-- BEGIN Provided data --

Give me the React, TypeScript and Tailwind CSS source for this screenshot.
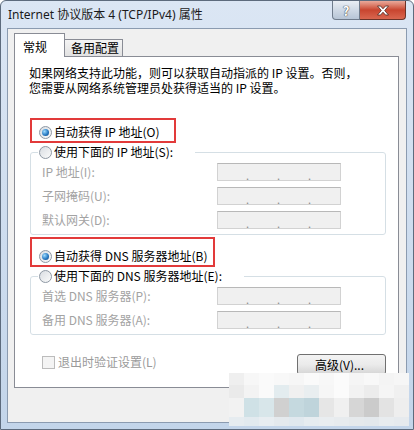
import React from "react";

const body = "font-['Noto_Sans_CJK_SC','Noto_Sans',sans-serif]";

function Radio({ checked }: { checked?: boolean }) {
  return (
    <span className="flex h-[13px] w-[13px] shrink-0 items-center justify-center rounded-full border border-[#8e98a4] bg-linear-to-br from-[#d9dde2] to-[#fbfbfb]">
      {checked && (
        <span className="h-[7px] w-[7px] rounded-full bg-[radial-gradient(circle_at_35%_35%,#9fdcff,#2a7cc4_55%,#0f3f78)]" />
      )}
    </span>
  );
}

function IpBox() {
  return (
    <div className="flex h-[18px] w-[124px] shrink-0 border border-[#d2d2d2] border-t-[#b8b8b8] bg-[#f0f0f0] text-[11px] leading-none text-[#8c8c8c]">
      {[0, 1, 2].map((i) => (
        <span key={i} className="w-[31px] pt-[6px] text-right">
          .
        </span>
      ))}
    </div>
  );
}

function FieldRow({ label }: { label: string }) {
  return (
    <div className="flex h-[18px] items-center">
      <span className="ml-[11px] w-[175px] shrink-0 text-[#a3a3a3]">{label}</span>
      <IpBox />
    </div>
  );
}

function Group({ legend, rows }: { legend: string; rows: string[] }) {
  return (
    <fieldset className="ml-[15px] w-[356px] rounded-[3px] border border-[#d5dfe5] pb-[5px]">
      <legend className="ml-[7px] pl-[1px] pr-[22px]">
        <span className="flex h-[14px] items-center gap-[2px]">
          <Radio />
          <span>{legend}</span>
        </span>
      </legend>
      <div className="mt-[4px] flex flex-col gap-[6px]">
        {rows.map((r) => (
          <FieldRow key={r} label={r} />
        ))}
      </div>
    </fieldset>
  );
}

// pixelated watermark in the lower right corner
const mosaic: { h: number; cells: string[] }[] = [
  { h: 12, cells: ["#efefef", "#f7f7f7", "#fafafa", "#f8f8f8", "#f6f6f6", "#fafafa", "#f7f7f7", "#fbfbfb", "#f5f5f5", "#f8f8f8", "#f4f4f4", "#f6f6f6"] },
  { h: 13, cells: ["#eaeaea", "#f3f3f3", "#fafafa", "#e3ecef", "#f0f0f0", "#e9eef0", "#f6f6f6", "#fbfbfb", "#f2f2f2", "#ececec", "#f5f5f5", "#f0f0f0"] },
  { h: 19, cells: ["#f2f2f2", "#cfe1e6", "#d8e6ea", "#d0d0d0", "#c5d9df", "#bfd4db", "#e6e6e6", "#f0f0f0", "#d6d6d6", "#cbcbcb", "#e3e3e3", "#eeeeee"] },
  { h: 9, cells: ["#e6ecf0", "#e2eaef", "#e8edf1", "#e4e9ed", "#e0e8ee", "#e6ecf0", "#e9edf0", "#e7ebee", "#e5e9ec", "#e3e8ec", "#e8ecef", "#e6eaee"] },
];

export default function App() {
  return (
    <div
      className={`relative flex h-[430px] w-[414px] flex-col overflow-hidden rounded-t-[6px] border border-[#5d6b7d] bg-linear-to-b from-[#dbe6f4] to-[#c3d5ea] text-[12px] leading-[14px] text-black ${body}`}
    >
      {/* Title bar */}
      <div className="flex h-[27px] shrink-0 items-center pl-[7px] font-['Noto_Sans','Noto_Sans_CJK_SC',sans-serif] text-[12px] text-[#1a1a1a]">
        Internet 协议版本 4 (TCP/IPv4) 属性
      </div>
      <div className="absolute right-[7px] top-0 flex">
        <div className="flex h-[19px] w-[28px] items-center justify-center rounded-bl-[4px] border border-t-0 border-[#6f7c8c] bg-linear-to-b from-[#e9eef4] via-[#cfd9e5] to-[#b7c5d6] text-[13px] font-bold leading-none text-white [text-shadow:0_0_1px_#333,0_0_1px_#333]">
          ?
        </div>
        <div className="flex h-[19px] w-[46px] items-center justify-center rounded-br-[4px] border border-l-0 border-t-0 border-[#6b3328] bg-linear-to-b from-[#e9a99b] via-[#c8452f] to-[#d9664f]">
          <svg width="14" height="11" viewBox="0 0 14 11">
            <path
              d="M1.5 1h3l2.5 2.8L9.5 1h3L8.7 5.5l3.8 4.5h-3L7 7.2 4.5 10h-3l3.8-4.5z"
              fill="#fff"
              stroke="#4a2a24"
              strokeWidth="0.8"
              strokeLinejoin="round"
            />
          </svg>
        </div>
      </div>

      {/* Client area */}
      <div className="mx-[6px] flex h-[395px] shrink-0 flex-col border border-[#8b9bb0] bg-[#f0f0f0] pl-[6px] pr-[7px] pt-[4px]">
        {/* Tabs */}
        <div className="flex h-[23px] items-end">
          <div className="relative z-10 -mb-px flex h-[24px] w-[51px] items-start border border-b-0 border-[#898c95] bg-white pl-[8px] pt-[6px]">
            常规
          </div>
          <div className="flex h-[17px] w-[58px] items-center border border-b-0 border-l-0 border-[#898c95] bg-linear-to-b from-[#f4f4f4] to-[#e2e2e2] pl-[6px]">
            备用配置
          </div>
        </div>

        {/* Tab panel */}
        <div className="flex h-[332px] flex-col border border-[#898c95] bg-white pt-[9px]">
          <div className="flex flex-col gap-[1px] pl-[14px]">
            <span className="h-[14px] leading-[14px]">如果网络支持此功能，则可以获取自动指派的 IP 设置。否则，</span>
            <span className="h-[14px] leading-[14px]">您需要从网络系统管理员处获得适当的 IP 设置。</span>
          </div>

          <div className="ml-[15px] mt-[23px] w-[146px] border-2 border-[#e23a3a] pb-[2px] pl-[7px] pt-[5px]">
            <div className="flex h-[14px] items-center gap-[2px]">
              <Radio checked />
              <span>自动获得 IP 地址(O)</span>
            </div>
          </div>

          <div className="mt-[2px]">
            <Group legend="使用下面的 IP 地址(S):" rows={["IP 地址(I):", "子网掩码(U):", "默认网关(D):"]} />
          </div>

          <div className="ml-[15px] mt-[2px] w-[185px] border-2 border-[#e23a3a] pb-[2px] pl-[7px] pt-[10px]">
            <div className="flex h-[14px] items-center gap-[2px]">
              <Radio checked />
              <span>自动获得 DNS 服务器地址(B)</span>
            </div>
          </div>

          <div className="mt-[2px]">
            <Group legend="使用下面的 DNS 服务器地址(E):" rows={["首选 DNS 服务器(P):", "备用 DNS 服务器(A):"]} />
          </div>

          <div className="mt-[19px] flex items-start justify-between pl-[27px] pr-[12px]">
            <div className="mt-[1px] flex items-center gap-[3px] text-[#9a9a9a]">
              <span className="h-[13px] w-[13px] border border-[#bcbcbc] bg-[#f4f4f4]" />
              <span>退出时验证设置(L)</span>
            </div>
            <div className="flex h-[21px] w-[89px] items-center justify-center rounded-[3px] border border-[#707070] bg-linear-to-b from-[#f3f3f3] via-[#ebebeb] to-[#d5d5d5] pr-[4px]">
              高级(V)...
            </div>
          </div>
        </div>
      </div>

      {/* watermark mosaic */}
      <div className="absolute left-[228px] top-[372px] flex flex-col">
        {mosaic.map((row, r) => (
          <div key={r} className="flex">
            {row.cells.map((c, i) => (
              <div key={i} className="w-[15px]" style={{ height: row.h, background: c }} />
            ))}
          </div>
        ))}
      </div>
    </div>
  );
}
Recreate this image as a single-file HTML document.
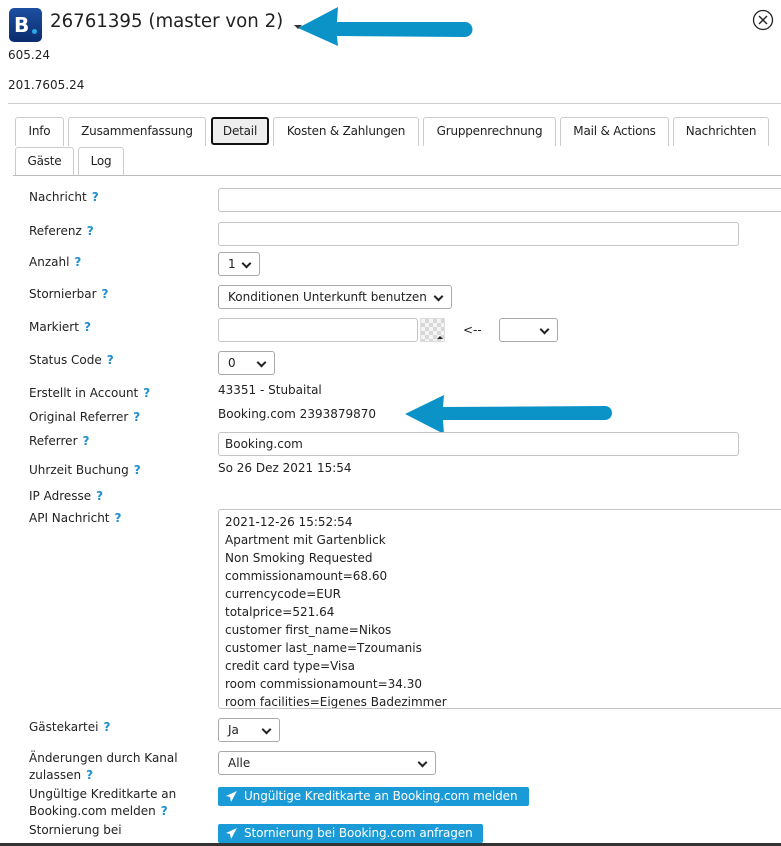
<!DOCTYPE html>
<html><head><meta charset="utf-8"><style>
*{box-sizing:border-box;margin:0;padding:0}
body{width:781px;height:846px;overflow:hidden;background:#fff;position:relative;font-family:"DejaVu Sans","Liberation Sans",sans-serif;font-size:12px;color:#222;letter-spacing:0}
.a{position:absolute;white-space:nowrap;line-height:14px}
.q{color:#1e8fcf;font-weight:bold;margin-left:5px}
.in{position:absolute;border:1px solid #c4c4c4;border-radius:3px;background:#fff;height:24px}
.sel{position:absolute;border:1px solid #a9a9a9;border-radius:3px;background:#fff;height:24px;padding-left:9px;line-height:22px}
.sel:after{content:"";position:absolute;right:9px;top:7px;width:5px;height:5px;border-right:2px solid #222;border-bottom:2px solid #222;transform:rotate(45deg)}
.tab{position:absolute;border:1px solid #ccc;border-bottom:none;border-radius:3px 3px 0 0;height:29px;text-align:center;line-height:27px;background:#fff;letter-spacing:-0.2px}
.btn{position:absolute;background:#1a9ad6;color:#fff;border-radius:2px;height:19px;line-height:19px;padding-left:26px;letter-spacing:-0.1px}
.btn svg{position:absolute;left:8px;top:4px}
</style></head><body>
<div style="position:absolute;left:9px;top:8px;width:33px;height:34px;border-radius:5px;background:linear-gradient(#1d4fa0,#0b2c6e)"></div>
<div class="a" style="left:14px;top:14px;color:#fff;font-weight:bold;font-size:20px;line-height:22px;letter-spacing:0">B</div>
<div style="position:absolute;left:32px;top:29px;width:5px;height:5px;border-radius:50%;background:#2aa9e8"></div>
<div class="a" style="left:50px;top:11px;font-size:18.2px;line-height:22px;letter-spacing:0">26761395 (master von 2)</div>
<div style="position:absolute;left:294px;top:25px;border-left:4px solid transparent;border-right:4px solid transparent;border-top:4px solid #333"></div>
<svg style="position:absolute;left:0;top:0" width="781" height="846"><path d="M298 28 L338 7 L337 22 L465 22 A7.5 7.5 0 0 1 465 37 L337 36 L338 46 Z" fill="#0b93c8"/><path d="M405 414 L444 395 L443 407 L605 406 A7 7 0 0 1 605 420 L443 420 L444 434 Z" fill="#0b93c8"/><circle cx="763" cy="20" r="9.5" fill="none" stroke="#222" stroke-width="1.3"/><path d="M759 16 L767 24 M767 16 L759 24" stroke="#222" stroke-width="1.4"/></svg>
<div class="a" style="left:8px;top:48px">605.24</div>
<div class="a" style="left:8px;top:78px">201.7605.24</div>
<div style="position:absolute;left:8px;top:103px;width:773px;height:1px;background:#ccc"></div>
<div class="tab" style="left:15px;top:117px;width:49px">Info</div>
<div class="tab" style="left:68px;top:117px;width:138px">Zusammenfassung</div>
<div class="tab" style="left:211px;top:117px;width:58px;border:2px solid #111;border-radius:3px;background:#eee;height:28px;line-height:24px">Detail</div>
<div class="tab" style="left:273px;top:117px;width:146px">Kosten &amp; Zahlungen</div>
<div class="tab" style="left:423px;top:117px;width:133px">Gruppenrechnung</div>
<div class="tab" style="left:560px;top:117px;width:109px">Mail &amp; Actions</div>
<div class="tab" style="left:673px;top:117px;width:96px">Nachrichten</div>
<div class="tab" style="left:15px;top:147px;width:59px">Gäste</div>
<div class="tab" style="left:78px;top:147px;width:46px">Log</div>
<div style="position:absolute;left:13px;top:175px;width:768px;height:1px;background:#bbb"></div>

<div class="a" style="left:29px;top:190px">Nachricht<span class="q">?</span></div>
<div class="in" style="left:218px;top:188px;width:580px"></div>
<div class="a" style="left:29px;top:224px">Referenz<span class="q">?</span></div>
<div class="in" style="left:218px;top:222px;width:521px"></div>
<div class="a" style="left:29px;top:255px">Anzahl<span class="q">?</span></div>
<div class="sel" style="left:218px;top:252px;width:42px">1</div>
<div class="a" style="left:29px;top:287px">Stornierbar<span class="q">?</span></div>
<div class="sel" style="left:218px;top:285px;width:234px">Konditionen Unterkunft benutzen</div>
<div class="a" style="left:29px;top:320px">Markiert<span class="q">?</span></div>
<div class="in" style="left:218px;top:318px;width:200px"></div>
<div style="position:absolute;left:420px;top:318px;width:25px;height:24px;border:1px solid #ddd;background:repeating-conic-gradient(#d8d8d8 0 25%,#f4f4f4 0 50%) 0 0/8px 8px"></div>
<div style="position:absolute;left:437px;top:336px;border-left:3px solid transparent;border-right:3px solid transparent;border-bottom:3px solid #222"></div>
<div class="a" style="left:463px;top:323px">&lt;--</div>
<div class="sel" style="left:499px;top:318px;width:59px"></div>
<div class="a" style="left:29px;top:353px">Status Code<span class="q">?</span></div>
<div class="sel" style="left:218px;top:351px;width:57px">0</div>
<div class="a" style="left:29px;top:386px">Erstellt in Account<span class="q">?</span></div>
<div class="a" style="left:218px;top:383px">43351 - Stubaital</div>
<div class="a" style="left:29px;top:410px">Original Referrer<span class="q">?</span></div>
<div class="a" style="left:218px;top:407px">Booking.com 2393879870</div>
<div class="a" style="left:29px;top:434px">Referrer<span class="q">?</span></div>
<div class="in" style="left:218px;top:432px;width:521px;padding-left:6px;line-height:22px">Booking.com</div>
<div class="a" style="left:29px;top:463px">Uhrzeit Buchung<span class="q">?</span></div>
<div class="a" style="left:218px;top:461px">So 26 Dez 2021 15:54</div>
<div class="a" style="left:29px;top:489px">IP Adresse<span class="q">?</span></div>
<div class="a" style="left:29px;top:511px">API Nachricht<span class="q">?</span></div>
<div style="position:absolute;left:218px;top:509px;width:580px;height:200px;border:1px solid #c4c4c4;border-radius:3px;padding:3px 6px;line-height:18px;white-space:pre;overflow:hidden">2021-12-26 15:52:54
Apartment mit Gartenblick
Non Smoking Requested
commissionamount=68.60
currencycode=EUR
totalprice=521.64
customer first_name=Nikos
customer last_name=Tzoumanis
credit card type=Visa
room commissionamount=34.30
room facilities=Eigenes Badezimmer</div>
<div class="a" style="left:29px;top:720px">Gästekartei<span class="q">?</span></div>
<div class="sel" style="left:218px;top:718px;width:62px">Ja</div>
<div class="a" style="left:29px;top:750px;line-height:17px">Änderungen durch Kanal<br>zulassen<span class="q">?</span></div>
<div class="sel" style="left:218px;top:751px;width:218px">Alle</div>
<div class="a" style="left:29px;top:786px;line-height:17px">Ungültige Kreditkarte an<br>Booking.com melden<span class="q">?</span></div>
<div class="btn" style="left:218px;top:787px;width:311px"><svg width="11" height="11" viewBox="0 0 11 11"><path d="M11 0 L0 5 L4 6 L5 11 Z" fill="#fff"/></svg>Ungültige Kreditkarte an Booking.com melden</div>
<div class="a" style="left:29px;top:823px">Stornierung bei</div>
<div class="btn" style="left:218px;top:824px;width:265px"><svg width="11" height="11" viewBox="0 0 11 11"><path d="M11 0 L0 5 L4 6 L5 11 Z" fill="#fff"/></svg>Stornierung bei Booking.com anfragen</div>
<div style="position:absolute;left:0;top:843px;width:781px;height:3px;background:#333"></div>
</body></html>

-- END Provided data --

## Exercise instructions
Of the lines above, how many include the word "this"? Reply with the number only.

## Worked answer
2